John Mayo’s statement on the FCC’s draft order
CBPP executive director, John Mayo, issued the following in response to the November 21, 2017, Federal Communications Commission (FCC) draft order that would, if approved next month, reverse a 2015 decision to “reclassify” broadband internet service providers as common carriers, or public utilities, subject to stringent regulation by federal and state regulators:
In his proposed order undoing the ill-considered 2015 decision to transform broadband ISPs into public utilities, Federal Communications Commission Chairman Ajit Pai has undone a wrong that has led, even in its short life, to adverse legal and economic consequences.
We applaud Chairman Pai for his plan to return broadband services to the world of light-touch regulation, permission-less innovation, and unconstrained investment, where it had been since 1996, when a bi-partisan Congress first declared the policy of the United States was to leave the internet ‘unfettered by federal or state regulation.’
In an amicus brief filed in a still-ongoing case challenging the 2015 order, the Georgetown Center for Business and Public Policy noted that under the United States’ long-standing ‘light-touch’ policy, economic measures, of performance in the broadband industry—including price, output, innovation, and investment—improved dramatically, underscoring Congress’ foresight and wisdom in mandating ‘pro-competitive, de-regulatory’ treatment for broadband.
Prior to the 2015 order, private investors had spent over $1.5 trillion building a national broadband infrastructure that drove U.S. dominance in internet products and services. But as the record in today’s decision made abundantly clear, Wall Street had pulled back severely in the wake of reclassification, slowing investment dramatically just when U.S. digital infrastructure needed it most.
The 2015 decision to subject the Internet to Title II of the Communications Act, relocating it to the heavily regulated public-utility sector, was an unwarranted policy reversal. And the FCC effected this transformation without satisfying the basic requirement, compelled by both economic logic and the U.S. Supreme Court, to conduct an appropriate consideration of the costs and benefits of the impacts of the proposed regulatory change.
Our brief identified three fundamental economic flaws in the order, each of which has led to unintended but eminently foreseeable consequences in the form of decreased investment, regulatory uncertainty, and slowed innovation.
The draft order circulated today would correct all three of these flaws:
1.) The public utility order justified stringent regulation of broadband providers by relying on speculation about abstract future anticompetitive threats posed by continuing to regulate internet service provides lightly, as had been done successfully for 20 years.
2.) In 2015, the FCC ignored overwhelming empirical evidence showing that light-touch regulation had, as Congress intended, encouraged unprecedented investment in broadband infrastructure. At the same time, the likely benefits from additional regulatory controls were inflated and their unintended costs ignored.

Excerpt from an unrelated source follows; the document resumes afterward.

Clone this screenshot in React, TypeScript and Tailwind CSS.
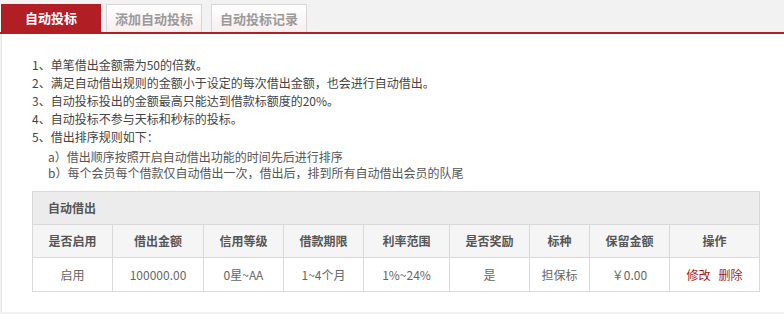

3.) In 2015, the FCC’s decision recklessly dismissed evidence of the very real threat to investment, innovation and output that was likely to and did result from the imposition of public utility regulation. The public utility order failed not only to weigh the costs of its anachronistic common carrier regime against few if any likely benefits, but also to apply economic rigor to its evaluation of the record.
We salute Chairman Pai for quick action to reverse what has proven to be a harmful and unjustified change in its long-standing successful policy, which if not reversed, threatens the continued growth, productivity, and expansion of critical digital industries and next generation broadband infrastructure.